You’re the boss so take charge!Unlike ads about stupid weightloss pills that you never ask to see, you can be in charge of lots of things you see on your feed. If you notice that a friend, or not-even-a-real-friend, bums you out more than cheers you up with their relentless posts about their oh-so-grammable life block or unfollow them for a while and see if it makes a difference. Or if you find somebody’s comments are really annoying or hurtful then use Instagram’s Restriction option when you don’t want to ghost them. They can still comment on your posts but the genius thing is only they see it, so you can make sure nobody on your feed does, including yourself if they are super annoying. Remember, you’re the boss!
Get some diversity in there!If you only saw people with three legs in your feed that would distort your view of the world right—and you might start to think you are a freak with your two (or one or no) legs. In the media, we usually see the beautiful people who make up only 5% of the actual population (in terms of appearance) which distorts our view of what people should look like. The same thing’s creeping into social media so we don’t always get a wider view of the rainbow world we live in. If you fill up your feed with loads of variety it makes a difference to how you feel about your own body and appearance. Follow influencers that represent! Make sure you’re seeing fat bodies, thin bodies, brown bodies, black bodies, pale bodies. Make sure you see people of different abilities, and different sexual orientation, and gender. The more your feed reflects how crazily different we all are the better it is for you.

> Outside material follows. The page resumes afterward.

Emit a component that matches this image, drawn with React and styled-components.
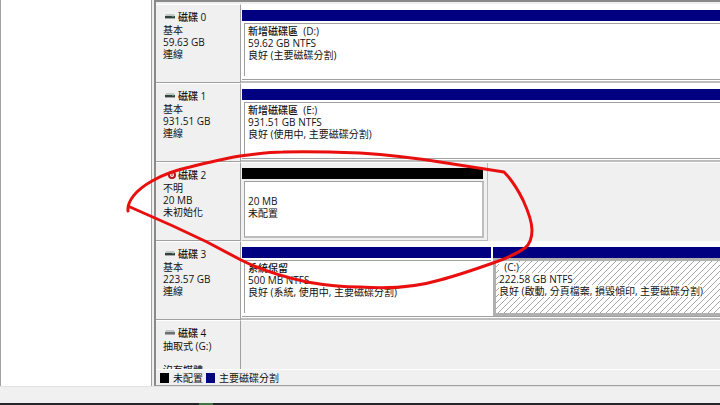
import React from 'react';
import styled, { createGlobalStyle, css } from 'styled-components';

const color = {
  face: '#f0f0f0',
  line: '#a0a0a0',
  softLine: '#bdbdbd',
  navy: '#000080',
  black: '#000000',
  text: '#101010',
  pen: '#ea0f0f',
};

const disks = [
  {
    name: '磁碟 0',
    lines: ['基本', '59.63 GB', '連線'],
    icon: 'online',
    volumes: [
      { name: '新增磁碟區  (D:)', lines: ['59.62 GB NTFS', '良好 (主要磁碟分割)'] },
    ],
  },
  {
    name: '磁碟 1',
    lines: ['基本', '931.51 GB', '連線'],
    icon: 'online',
    volumes: [
      {
        name: '新增磁碟區  (E:)',
        lines: ['931.51 GB NTFS', '良好 (使用中, 主要磁碟分割)'],
      },
    ],
  },
  {
    name: '磁碟 2',
    lines: ['不明', '20 MB', '未初始化'],
    icon: 'unknown',
    volumes: [{ lines: ['20 MB', '未配置'], width: 246, unallocated: true }],
  },
  {
    name: '磁碟 3',
    lines: ['基本', '223.57 GB', '連線'],
    icon: 'online',
    volumes: [
      {
        name: '系統保留',
        lines: ['500 MB NTFS', '良好 (系統, 使用中, 主要磁碟分割)'],
        width: 249,
      },
      {
        name: '  (C:)',
        lines: ['222.58 GB NTFS', '良好 (啟動, 分頁檔案, 損毀傾印, 主要磁碟分割)'],
        selected: true,
      },
    ],
  },
  {
    name: '磁碟 4',
    lines: ['抽取式 (G:)', '', '沒有媒體'],
    icon: 'removable',
    volumes: [],
  },
];

const GlobalStyle = createGlobalStyle`
  * {
    box-sizing: border-box;
  }
  body {
    margin: 0;
    background: ${color.face};
    color: ${color.text};
    font-family: 'Open Sans', 'Noto Sans CJK TC', sans-serif;
    font-size: 10px;
    line-height: 12px;
  }
  p, h2, ul {
    margin: 0;
    padding: 0;
    font-size: inherit;
    list-style: none;
  }
`;

const Window = styled.div`
  position: relative;
  display: flex;
  flex-direction: column;
  height: 100vh;
  overflow: hidden;
`;

const Workspace = styled.div`
  display: flex;
  flex: 1;
  min-height: 0;
  gap: 2px;
`;

const TreePane = styled.aside`
  flex: 0 0 152px;
  margin-bottom: -1px;
  background: #fff;
  border: 1px solid ${color.line};
  border-top: 0;
`;

const DiskPane = styled.main`
  display: flex;
  flex: 1;
  flex-direction: column;
  min-width: 0;
  border-top: 2px solid #8a8a8a;
  border-left: 2px solid #8a8a8a;
  border-bottom: 1px solid ${color.line};
`;

const DiskList = styled.div`
  flex: 1;
  min-height: 0;
  overflow: hidden;
  padding-top: 2px;
  border-bottom: 1px solid #fff;
`;

const DiskRow = styled.section`
  display: flex;
  height: 79px;
`;

const DiskLabel = styled.div`
  flex: 0 0 85px;
  padding: 6px 0 0 7px;
  border-top: 1px solid #fff;
  border-right: 1px solid ${color.line};
  border-bottom: 1px solid ${color.line};
`;

const DiskName = styled.h2`
  display: flex;
  align-items: center;
  gap: 2px;
  margin-bottom: 1px;
  padding-left: 1px;
  font-weight: 500;
`;

const Graph = styled.div`
  display: flex;
  flex: 1;
  min-width: 0;
  padding-left: 1px;
  border-top: 1px solid #fff;
  ${(props) =>
    props.$filled &&
    css`
      background: #fff;
      border-bottom: 2px solid ${color.softLine};
    `}
`;

const Volume = styled.article`
  display: flex;
  flex-direction: column;
  flex: ${(props) => (props.$width ? `0 0 ${props.$width}px` : '1')};
  min-width: 0;
  margin-bottom: 1px;
  padding-top: 5px;
  border-bottom: 1px solid ${color.line};
  ${(props) =>
    props.$unallocated &&
    css`
      margin-bottom: 0;
      padding: 5px 3px 2px 0;
      border-right: 1px solid ${color.softLine};
      border-bottom-color: ${color.softLine};
    `}
  & + & {
    padding-left: 2px;
  }
`;

const Bar = styled.div`
  flex: 0 0 11px;
  background: ${(props) => (props.$unallocated ? color.black : color.navy)};
  margin-right: ${(props) => (props.$unallocated ? '1px' : '0')};
`;

const VolumeBox = styled.div`
  flex: 1;
  margin: 2px 0 3px 2px;
  padding: 1px 0 0 3px;
  background: #fff;
  border: 1px solid ${color.line};
  border-width: 1px 0 0 1px;
  white-space: pre;
  overflow: hidden;
  ${(props) =>
    props.$unallocated &&
    css`
      margin-bottom: 0;
      padding-top: 13px;
      border-width: 1px 2px 2px 1px;
      border-right-color: ${color.softLine};
      border-bottom-color: ${color.softLine};
    `}
  ${(props) =>
    props.$selected &&
    css`
      margin: 0;
      padding: 0 0 0 3px;
      border: 3px solid #b0b0b0;
      border-right: 0;
      background: linear-gradient(135deg, #fff 44%, #a8a8a8 44% 56%, #fff 56%);
      background-size: 6px 6px;
    `}
`;

const VolumeText = styled.p`
  width: fit-content;
  background: #fff;
  font-weight: ${(props) => (props.$name ? 500 : 400)};
`;

const Line = styled.p`
  min-height: 12px;
`;

const Legend = styled.ul`
  display: flex;
  flex: 0 0 15px;
  gap: 3px;
  padding-left: 4px;
`;

const LegendItem = styled.li`
  display: flex;
  align-items: center;
  gap: 4px;
  &::before {
    content: '';
    width: 9px;
    height: 10px;
    background: ${(props) => props.$color};
  }
`;

const StatusBar = styled.footer`
  flex: 0 0 17px;
  border-top: 1px solid #e2e2e2;
`;

const Taskbar = styled.div`
  display: flex;
  flex: 0 0 2px;
  padding-left: 199px;
  background: #25262b;
  &::before {
    content: '';
    width: 14px;
    background: #3f7542;
  }
`;

const Marker = styled.svg`
  position: absolute;
  top: 0;
  left: 0;
  pointer-events: none;
`;

const DiskIcon = ({ type }) => {
  if (type === 'unknown') {
    return (
      <svg width="12" height="12" viewBox="0 0 12 12" aria-hidden="true">
        <path d="M1 3h7l2 2H1z" fill="#e2e2e2" />
        <circle cx="8" cy="6" r="3" fill="#fff" stroke="#b5121b" strokeWidth="2" />
        <path d="M8 3v4" fill="none" stroke="#b5121b" />
      </svg>
    );
  }
  return (
    <svg width="12" height="12" viewBox="0 0 12 12" aria-hidden="true">
      <path d="M2 3h8l1 2H1z" fill="#c3c8c7" />
      <path d="M1 5h10v2H1z" fill={type === 'online' ? '#33423d' : '#6c7072'} />
      <path d="M1 7h10v1H1z" fill="#a5a9a9" />
      {type === 'online' && <path d="M8 5h2v1H8z" fill="#3f9a62" />}
    </svg>
  );
};

function Disk({ disk }) {
  return (
    <DiskRow>
      <DiskLabel>
        <DiskName>
          <DiskIcon type={disk.icon} />
          {disk.name}
        </DiskName>
        {disk.lines.map((line, index) => (
          <Line key={index}>{line}</Line>
        ))}
      </DiskLabel>
      <Graph $filled={disk.volumes.length > 0 && !disk.volumes[0].unallocated}>
        {disk.volumes.map((volume, index) => (
          <Volume key={index} $width={volume.width} $unallocated={volume.unallocated}>
            <Bar $unallocated={volume.unallocated} />
            <VolumeBox $selected={volume.selected} $unallocated={volume.unallocated}>
              {volume.name && <VolumeText $name>{volume.name}</VolumeText>}
              {volume.lines.map((line) => (
                <VolumeText key={line}>{line}</VolumeText>
              ))}
            </VolumeBox>
          </Volume>
        ))}
      </Graph>
    </DiskRow>
  );
}

function App() {
  return (
    <>
      <GlobalStyle />
      <Window>
        <Workspace>
          <TreePane />
          <DiskPane>
            <DiskList>
              {disks.map((disk) => (
                <Disk key={disk.name} disk={disk} />
              ))}
            </DiskList>
            <Legend>
              <LegendItem $color={color.black}>未配置</LegendItem>
              <LegendItem $color={color.navy}>主要磁碟分割</LegendItem>
            </Legend>
          </DiskPane>
        </Workspace>
        <StatusBar />
        <Taskbar />
        {/* hand drawn circle around disk 2 */}
        <Marker width="720" height="405" viewBox="0 0 720 405" aria-hidden="true">
          <path
            d="M128 211C127 201 136 190 152 181C164 174 176 170 190 167C206 163 222 159 240 156C254 154 268 152 283 152C310 151 335 152 360 153C390 155 415 158 440 162L504 172C512 180 518 190 523 200C528 211 532 221 532 230C532 238 530 244 525 248C516 254 505 259 493 263C476 269 459 275 440 280C413 288 387 289 360 287C342 287 324 285 307 282C283 277 261 270 241 260L207 242L173 226L130 207"
            fill="none"
            stroke={color.pen}
            strokeWidth="3"
            strokeLinecap="round"
            strokeLinejoin="round"
          />
        </Marker>
      </Window>
    </>
  );
}

export default App;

The Spinoff has a list of some good kiwi influencers to follow: fat activist Ally Garrett. Auckland DJ and filmmaker Shaki Wasasala, aka Half Queen, sex and body positive influencer Josie Oloito’a, aka Josie Edan, radio host Megan Annear, Jess Quinn – model, activist and Dancing With the Stars NZ contestant, wheelchair user Sophia Malthus, wrestler and trans activist Leilani Tomoniko, and finally people who make you laugh like Anika Moa. Plus @bodyposipanda and @megancrabb. Follow #bopo
Connect more, comment less.You will have noticed that when you put up a selfie you get twice the likes and comments because all the people who love you are thinking ‘THERE THEY ARE!’ Like! Comment! It’s awesome to see what people are doing and it’s very easy to comment on what they look like while they’re doing that awesome thing...’you look hot, stunning! OMG gorgeous!’ We do this to make our friends feel better because THERE THEY ARE putting themselves out there. Like as much as you like, but when we comment on how others look all the time that makes them focus on how they look, which makes us focus on how we look and makes all of us focus on how we look and sometimes it feels like that’s all anyone is focusing on and it can get really irritating (and damaging) and can lead to self objectification. So here’s a trick: try and comment less on appearance. Go on. Just try it for a week. Talk about something else in the comments like LOOK WHERE YOU ARE and see how it makes you, and them, feel.

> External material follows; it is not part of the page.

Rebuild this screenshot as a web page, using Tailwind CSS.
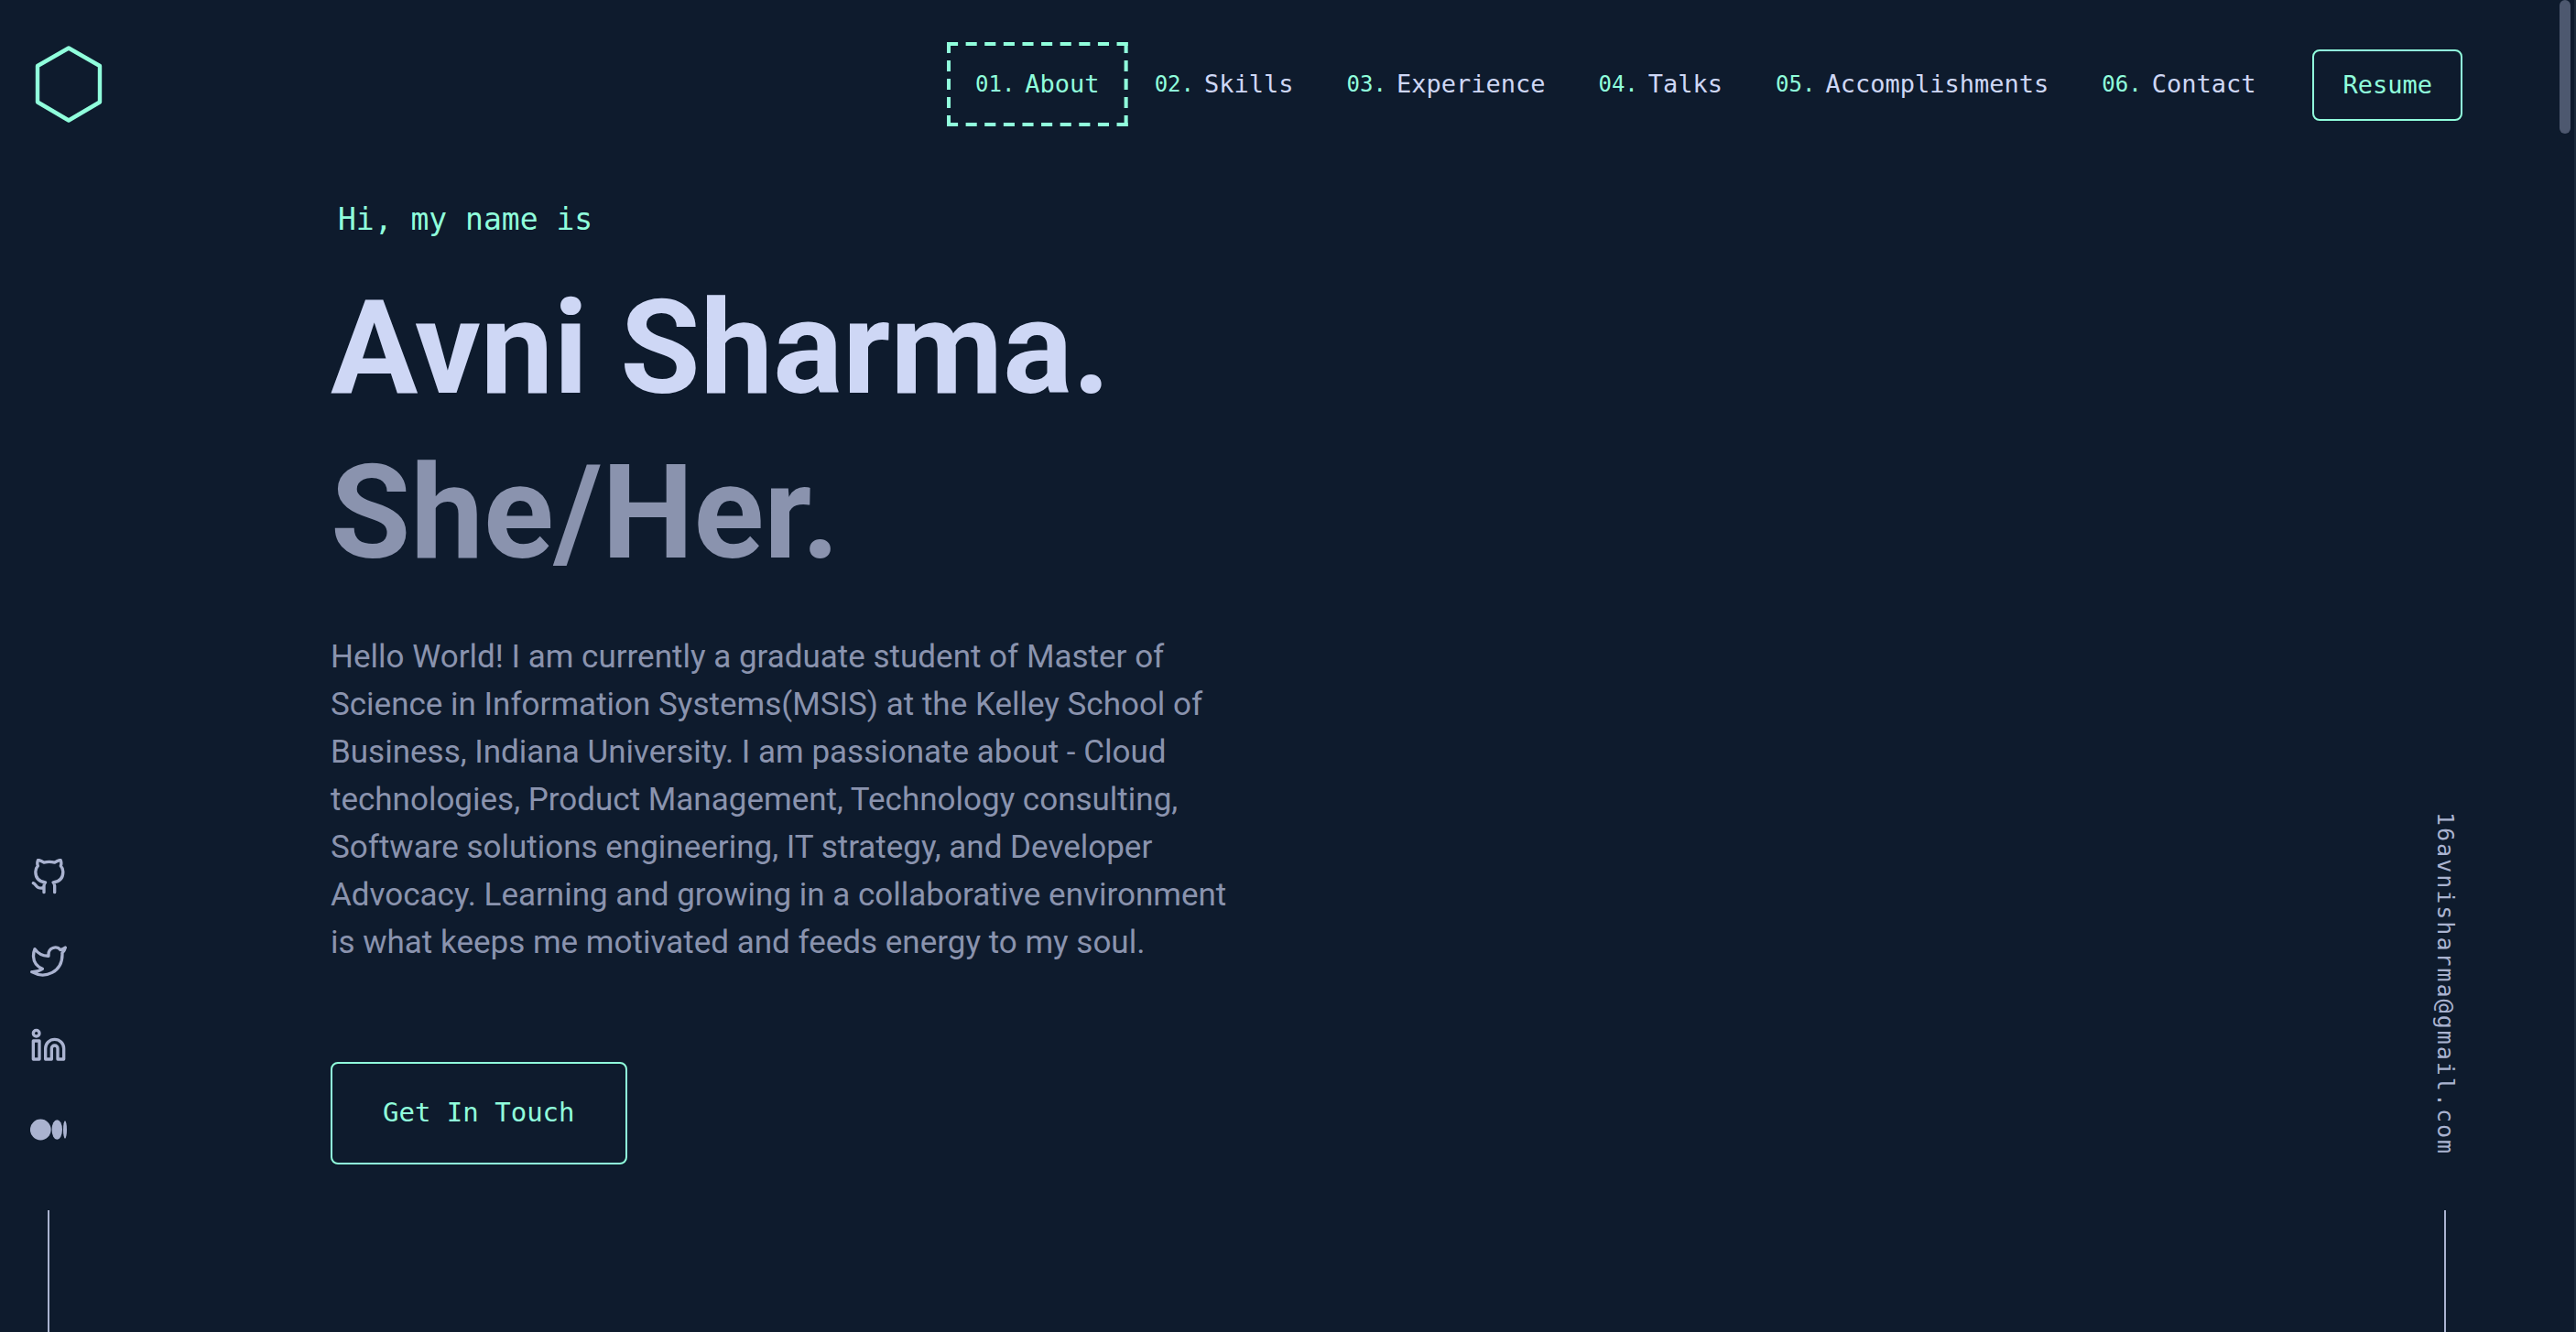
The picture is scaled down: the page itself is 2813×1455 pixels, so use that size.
<!DOCTYPE html>
<html lang="en">
<head>
<meta charset="utf-8">
<meta name="viewport" content="width=device-width, initial-scale=1">
<title>Avni Sharma</title>
<script src="https://cdn.jsdelivr.net/npm/@tailwindcss/browser@4"></script>
</head>
<body class="relative flex min-h-screen flex-col overflow-x-hidden bg-[#0e1b2d] font-['Roboto',sans-serif] text-[#8a93ae]">

<header class="flex items-center justify-between pt-[46px] pr-[124px] pl-[33px] font-['DejaVu_Sans_Mono',monospace] text-[27px] leading-[36px]">
  <a href="#" aria-label="Home" class="text-[#90ffdc]">
    <svg class="h-[92px] w-[84px]" viewBox="0 0 84 92" fill="none" stroke="currentColor" stroke-width="4.400" stroke-linejoin="round"><path d="M42 6.500 76 26V65.500L42 85.500 8 65.500V26Z"/></svg>
  </a>
  <nav class="flex items-center gap-[33px]">
    <ul class="flex items-center text-[#ced7f5]">
      <li><a href="#about" class="relative flex h-[92px] items-center gap-[11px] px-[31px] text-[#90ffdc]">
        <svg class="absolute inset-0 size-full" viewBox="0 0 196 92" preserveAspectRatio="none" fill="none" stroke="currentColor" stroke-width="4" aria-hidden="true"><path stroke-dasharray="12 8.444" d="M0 2H196M0 90H196"/><path stroke-dasharray="12 8" d="M2 0V92M194 0V92"/></svg>
        <span class="text-2xl">01.</span>About</a></li>
      <li><a href="#skills" class="flex items-center gap-[11px] px-[29px]"><span class="text-2xl text-[#90ffdc]">02.</span>Skills</a></li>
      <li><a href="#experience" class="flex items-center gap-[11px] px-[29px]"><span class="text-2xl text-[#90ffdc]">03.</span>Experience</a></li>
      <li><a href="#talks" class="flex items-center gap-[11px] px-[29px]"><span class="text-2xl text-[#90ffdc]">04.</span>Talks</a></li>
      <li><a href="#accomplishments" class="flex items-center gap-[11px] px-[29px]"><span class="text-2xl text-[#90ffdc]">05.</span>Accomplishments</a></li>
      <li><a href="#contact" class="flex items-center gap-[11px] px-[29px]"><span class="text-2xl text-[#90ffdc]">06.</span>Contact</a></li>
    </ul>
    <a href="#resume" class="mt-0.5 flex h-[78px] items-center rounded-lg border-2 border-[#90ffdc] px-[31px] text-[#90ffdc]">Resume</a>
  </nav>
</header>

<main class="flex flex-1 justify-between">
  <aside class="flex flex-col items-center self-end pl-[33px] text-[#aab3d0]" aria-label="Social links">
    <ul class="flex flex-col gap-[52px] pb-[68px]">
      <li><a href="#github" aria-label="GitHub"><svg class="size-10" viewBox="0 0 24 24" fill="none" stroke="currentColor" stroke-width="2" stroke-linecap="round" stroke-linejoin="round"><path d="M9 19c-5 1.500-5-2.500-7-3m14 6v-3.870a3.370 3.370 0 0 0-.940-2.610c3.140-.350 6.440-1.540 6.440-7A5.440 5.440 0 0 0 20 4.770 5.070 5.070 0 0 0 19.910 1S18.730.650 16 2.480a13.380 13.380 0 0 0-7 0C6.270.650 5.090 1 5.090 1A5.070 5.070 0 0 0 5 4.770a5.440 5.440 0 0 0-1.500 3.780c0 5.420 3.300 6.610 6.440 7A3.370 3.370 0 0 0 9 18.130V22"/></svg></a></li>
      <li><a href="#twitter" aria-label="Twitter"><svg class="size-10" viewBox="0 0 24 24" fill="none" stroke="currentColor" stroke-width="2" stroke-linecap="round" stroke-linejoin="round"><path d="M23 3a10.900 10.900 0 0 1-3.140 1.530 4.480 4.480 0 0 0-7.860 3v1A10.660 10.660 0 0 1 3 4s-4 9 5 13a11.640 11.640 0 0 1-7 2c9 5 20 0 20-11.500a4.500 4.500 0 0 0-.080-.830A7.720 7.720 0 0 0 23 3z"/></svg></a></li>
      <li><a href="#linkedin" aria-label="LinkedIn"><svg class="size-10" viewBox="0 0 24 24" fill="none" stroke="currentColor" stroke-width="2" stroke-linecap="round" stroke-linejoin="round"><path d="M16 8a6 6 0 0 1 6 6v7h-4v-7a2 2 0 0 0-4 0v7h-4v-7a6 6 0 0 1 6-6z"/><rect x="2" y="9" width="4" height="12"/><circle cx="4" cy="4" r="2"/></svg></a></li>
      <li><a href="#medium" aria-label="Medium"><svg class="size-10" viewBox="0 0 40 40" fill="currentColor"><circle cx="11.300" cy="20" r="11.400"/><ellipse cx="29.300" cy="20" rx="5.700" ry="10.800"/><ellipse cx="38" cy="20" rx="2" ry="9.700"/></svg></a></li>
    </ul>
    <div class="h-[133px] w-0.5 bg-[#aab3d0]"></div>
  </aside>

  <section id="about" class="flex flex-1 flex-col items-start pt-[78px] pl-[288px]">
    <h1 class="pl-2 font-['DejaVu_Sans_Mono',monospace] text-[33px] leading-[48px] text-[#90ffdc]">Hi, my name is</h1>
    <h2 class="pt-[27px] text-[142px] leading-[180px] font-bold text-[#ced7f5]">Avni Sharma.</h2>
    <h3 class="text-[142px] leading-[180px] font-bold">She/Her.</h3>
    <p class="pt-[41px] text-[35px] leading-[52px]">Hello World! I am currently a graduate student of Master of<br>Science in Information Systems(MSIS) at the Kelley School of<br>Business, Indiana University. I am passionate about - Cloud<br>technologies, Product Management, Technology consulting,<br>Software solutions engineering, IT strategy, and Developer<br>Advocacy. Learning and growing in a collaborative environment<br>is what keeps me motivated and feeds energy to my soul.</p>
    <a href="#contact" class="mt-[104px] flex h-[112px] items-center rounded-lg border-2 border-[#90ffdc] px-[55px] font-['DejaVu_Sans_Mono',monospace] text-[29px] text-[#90ffdc]">Get In Touch</a>
  </section>

  <aside class="flex flex-col items-center self-end pr-[127px] text-[#aab3d0]" aria-label="Email">
    <a href="mailto:16avnisharma@gmail.com" class="pb-[60px] font-['DejaVu_Sans_Mono',monospace] text-[25px] leading-8 tracking-[2px] [writing-mode:vertical-rl]">16avnisharma@gmail.com</a>
    <div class="h-[133px] w-0.5 bg-[#aab3d0]"></div>
  </aside>
</main>

<div class="absolute top-0 right-0 h-full w-0.5 bg-[#1c2b3b]"></div>
<div class="absolute top-0 right-1.5 h-[146px] w-3 rounded-full bg-[#4d586f]"></div>
</body>
</html>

Watch the gap!A study last year showed young women sometimes prefer their social media selves to their real selves. Who cares you might say! That’s our right to do whatever we want to our images! It totally is, but the wider the gap between your projected self and the real you in the mirror, the bigger the chance of low self esteem bubbling up. You might be Facetuning your images or using filters on your posts—and if you know anybody else using Facetune or any other beauty editing apps then don’t call them out or shame them, they are doing it because Khloé Kardashian told her 57 million fans that Facetune was ‘life changing’, thanks Khloé (NOT)—but just be aware of the gap. As tempting as it can be to give yourself bigger (or smaller) boobs or lips that would put Kylie K out of her lipstick business remember that your self esteem is not a rock. It can get battered about, so take care of it, and don’t make that gap between the real you and online you too wide. You don’t even have to have a gap. For reals.